By Poly Pantelides
THIRTY-TWO new carriers of the HIV virus have been identified in Cyprus so far this year, but the actual number may in fact be bigger, a non-governmental organisation (NGO) has said.
Speaking to the Cyprus News Agency, Stella Michaelidou of KYFA, a Limassol-based NGO supporting HIV/AIDS carriers told the Cyprus News Agency (CNA) she was worried there could be carriers who are not known to authorities.
Michaelidou said five people have recently got in touch with KYFA asking for more information on how to get tested. If positive, those would be five HIV/AIDS carriers who are not yet in the health ministry’s archives, she said.

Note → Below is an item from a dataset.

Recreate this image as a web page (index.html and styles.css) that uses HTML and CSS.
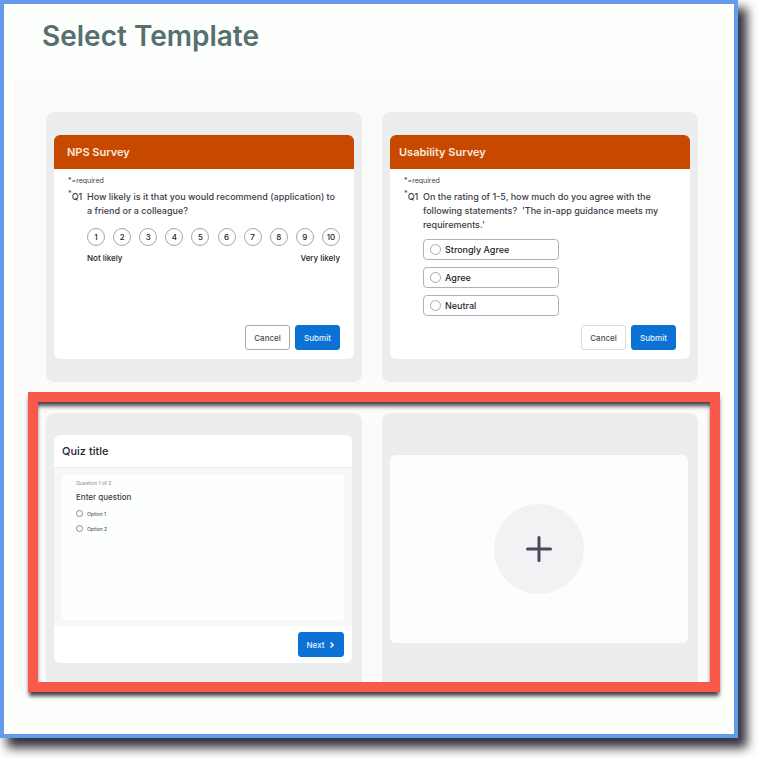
FILE: index.html
```html
<!DOCTYPE html>
<html lang="en">
<head>
<meta charset="utf-8">
<meta name="viewport" content="width=device-width, initial-scale=1">
<title>Select Template</title>
<link rel="stylesheet" href="styles.css">
</head>
<body>
<main class="window">
  <header class="window-header">
    <h1>Select Template</h1>
  </header>
  <div class="gallery">
    <div class="row">
      <section class="card">
        <form class="panel survey nps">
          <h2 class="banner">NPS Survey</h2>
          <div class="survey-body">
            <p class="required">*=required</p>
            <div class="question">
              <span class="number"><span class="star">*</span>Q1</span>
              <p>How likely is it that you would recommend (application) to a friend or a colleague?</p>
            </div>
            <div class="scale">
              <button type="button">1</button>
              <button type="button">2</button>
              <button type="button">3</button>
              <button type="button">4</button>
              <button type="button">5</button>
              <button type="button">6</button>
              <button type="button">7</button>
              <button type="button">8</button>
              <button type="button">9</button>
              <button type="button">10</button>
            </div>
            <div class="scale-ends"><span>Not likely</span><span>Very likely</span></div>
            <div class="actions">
              <button type="button" class="button outline">Cancel</button>
              <button type="button" class="button primary">Submit</button>
            </div>
          </div>
        </form>
      </section>
      <section class="card">
        <form class="panel survey usability">
          <h2 class="banner">Usability Survey</h2>
          <div class="survey-body">
            <p class="required">*=required</p>
            <div class="question">
              <span class="number"><span class="star">*</span>Q1</span>
              <p>On the rating of 1-5, how much do you agree with the following statements?&nbsp; 'The in-app guidance meets my requirements.'</p>
            </div>
            <div class="choices">
              <label class="choice"><input type="radio" name="rating">Strongly Agree</label>
              <label class="choice"><input type="radio" name="rating">Agree</label>
              <label class="choice"><input type="radio" name="rating">Neutral</label>
            </div>
            <div class="actions">
              <button type="button" class="button outline light">Cancel</button>
              <button type="button" class="button primary">Submit</button>
            </div>
          </div>
        </form>
      </section>
    </div>
    <div class="row highlighted">
      <section class="card">
        <form class="panel quiz">
          <h2 class="quiz-title">Quiz title</h2>
          <div class="quiz-body">
            <div class="quiz-sheet">
              <p class="progress">Question 1 of 2</p>
              <h3>Enter question</h3>
              <label class="option"><input type="radio" name="quiz">Option 1</label>
              <label class="option"><input type="radio" name="quiz">Option 2</label>
            </div>
          </div>
          <div class="quiz-footer">
            <button type="button" class="button primary next">Next
              <svg width="6" height="8" viewBox="0 0 6 8" aria-hidden="true"><path d="M1.5 1.5 L4.2 4 L1.5 6.5"/></svg>
            </button>
          </div>
        </form>
      </section>
      <section class="card">
        <div class="panel blank">
          <button type="button" class="add" aria-label="Blank template">
            <svg width="26" height="26" viewBox="0 0 26 26" aria-hidden="true"><path d="M13 1.5V24.5M1.5 13H24.5"/></svg>
          </button>
        </div>
      </section>
    </div>
  </div>
</main>
</body>
</html>
```
FILE: styles.css
```css
* {
  box-sizing: border-box;
}

body {
  margin: 0;
  padding-right: 20px;
  padding-bottom: 20px;
  background: #fff;
  color: #3d3c48;
  font-family: Inter, "Liberation Sans", sans-serif;
  font-size: 9px;
  line-height: 14px;
}

h1, h2, h3, p {
  margin: 0;
}

button {
  font: inherit;
  padding: 0;
}

.window {
  border: 4px solid #649bec;
  background: #fdfffd;
  box-shadow: 8px 9px 10px 1px #33333c;
  padding-bottom: 46px;
}

.window-header {
  padding: 14px 38px 26px;
}

h1 {
  color: #55706f;
  font-size: 28px;
  line-height: 36px;
  font-weight: 600;
}

.gallery {
  display: flex;
  flex-direction: column;
  gap: 31px;
  margin: 0 10px;
  padding: 32px 26px 5px 32px;
  background: #fdfafa;
}

.row {
  display: grid;
  grid-template-columns: 1fr 1fr;
  gap: 20px;
}

.card {
  display: flex;
  flex-direction: column;
  min-height: 270px;
  padding: 23px 8px;
  border-radius: 8px;
  background: #ebeeed;
}

/* Callout frame drawn round the quiz and blank templates */
.highlighted {
  position: relative;
}

.highlighted::after {
  content: "";
  position: absolute;
  inset: -21px -22px -9px -18px;
  border: 10px solid #f9594a;
  box-shadow: 0 5px 4px -1px #4a3f45, inset 0 5px 4px -1px #4a3f45;
  pointer-events: none;
}

.highlighted .card {
  padding: 22px 10px 20px 8px;
  border-radius: 8px 8px 0 0;
}

.panel {
  display: flex;
  flex-direction: column;
  flex: 1;
  border-radius: 6px;
  background: #fff;
  overflow: hidden;
}

.banner {
  padding: 10px 9px;
  background: #c74900;
  color: #fbe9dc;
  font-size: 11px;
  line-height: 14px;
  font-weight: 600;
}

.nps .banner {
  padding-left: 13px;
}

.survey-body {
  display: flex;
  flex-direction: column;
  flex: 1;
  padding: 8px 14px 9px;
}

.required {
  font-size: 7px;
  line-height: 8px;
}

.question {
  display: grid;
  grid-template-columns: 19px 1fr;
  margin-top: 5px;
  font-weight: 500;
}

.number {
  display: flex;
}

.star {
  font-size: 7px;
  line-height: 8px;
}

.scale,
.scale-ends,
.choices {
  margin-left: 19px;
}

.scale {
  display: flex;
  justify-content: space-between;
  margin-top: 10px;
}

.scale button {
  width: 18px;
  height: 18px;
  border: 1px solid #a6a6aa;
  border-radius: 50%;
  background: #fff;
  color: #222;
  font-size: 8px;
  line-height: 16px;
  font-weight: 500;
}

.scale-ends {
  display: flex;
  justify-content: space-between;
  margin-top: 5px;
  color: #1c1c1e;
  font-size: 8px;
  font-weight: 500;
}

.choices {
  display: flex;
  flex-direction: column;
  gap: 7px;
  width: 50%;
  margin-top: 7px;
}

.choice {
  display: flex;
  align-items: center;
  gap: 4px;
  height: 21px;
  padding: 0 6px;
  border: 1px solid #b2b2b6;
  border-radius: 4px;
  color: #26252c;
  font-weight: 500;
}

input[type="radio"] {
  appearance: none;
  flex: none;
  width: 11px;
  height: 11px;
  margin: 0;
  border: 1px solid #aaaaae;
  border-radius: 50%;
  background: #fff;
}

.actions {
  display: flex;
  justify-content: flex-end;
  gap: 5px;
  margin-top: auto;
}

.button {
  width: 45px;
  height: 25px;
  border: 1px solid #0b72d3;
  border-radius: 3px;
  font-size: 8px;
  font-weight: 500;
}

.primary {
  background: #0b72d3;
  color: #e6f1fc;
}

.outline {
  border-color: #a9a9ae;
  background: #fff;
  color: #4d4c56;
}

.light {
  border-color: #dcdce0;
}

.quiz-title {
  padding: 9px 8px;
  border-bottom: 1px solid #ececef;
  color: #26252f;
  font-size: 11px;
  line-height: 14px;
  font-weight: 500;
}

.quiz-body {
  display: flex;
  flex: 1;
  padding: 6px 8px;
  background: #f7f7f9;
}

.quiz-sheet {
  flex: 1;
  padding: 5px 14px;
  border-radius: 4px;
  background: #fdfffe;
}

.progress {
  color: #8b8b90;
  font-size: 5px;
  line-height: 8px;
}

h3 {
  margin: 3px 0 2px;
  font-size: 8px;
  line-height: 14px;
  font-weight: 500;
}

.option {
  display: flex;
  align-items: center;
  gap: 4px;
  height: 15px;
  font-size: 5px;
}

.option input[type="radio"] {
  width: 7px;
  height: 7px;
  border-color: #8c8c91;
}

.quiz-footer {
  display: flex;
  justify-content: flex-end;
  padding: 6px 8px;
}

.next {
  display: flex;
  align-items: center;
  justify-content: center;
  gap: 5px;
  width: 46px;
}

.next svg {
  fill: none;
  stroke: #fff;
  stroke-width: 1.4;
}

.blank {
  align-items: center;
  justify-content: center;
  margin: 20px 0;
  background: #fdfdfe;
}

.add {
  display: grid;
  place-items: center;
  width: 90px;
  height: 90px;
  border: 0;
  border-radius: 50%;
  background: #f2f1f4;
}

.add svg {
  fill: none;
  stroke: #4c475c;
  stroke-width: 3;
  stroke-linecap: round;
}
```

Others, diagnosed abroad, may not be known to authorities, and others still may be unaware they are HIV/AIDS carriers, she said.
The health ministry’s Ioannis Demetriades who is in charge of drafting the National Aids Programme said that there are known risks related to unprotected sex and illicit drug use.
But he added HIV/AIDS numbers in Cyprus are low. The United Nations’ programme on HIV/AIDS places Cyprus among countries of low prevalence of HIV infections but warns that because of the long asymptomatic phase of HIV, some persons in Cyprus may be infected but unaware.
A total of 825 people have been diagnosed with HIV in Cyprus between 1986 – when the National Aids Programme was launched – until August, Demetriades told CNA. Of those, 423 were Cypriots and 370 were nationals of other countries, most of whom do not live on the island.
According to the health ministry’s latest data 58 people were diagnosed last year, 54 were diagnosed in 2011 and 41 in 2010.
Of the 32 who were diagnosed up until August this year, 26 were Cypriots.
Five people died from AIDS in 2011 and at least five people died last year, health ministry officials have said.
Michaelidou said the increases in infections over recent years should be a cause of concern. “It is wrong to convey the message that nothing is happening and everything is rosy,” she said.
She said when a sex worker was recently diagnosed, the phone would not stop ringing at Gregorios clinic, referring to the specialist Larnaca-based clinic where the health ministry refers patients for treatment. A female sex worker tested positive for HIV in September and authorities had urged the public to get tested when relevant.
Doctors in Cyprus are obliged to inform the health ministry of all new HIV virus diagnoses.
Cyprus has subscribed to the UN goal of zero new infections or AIDS-related deaths by 2015.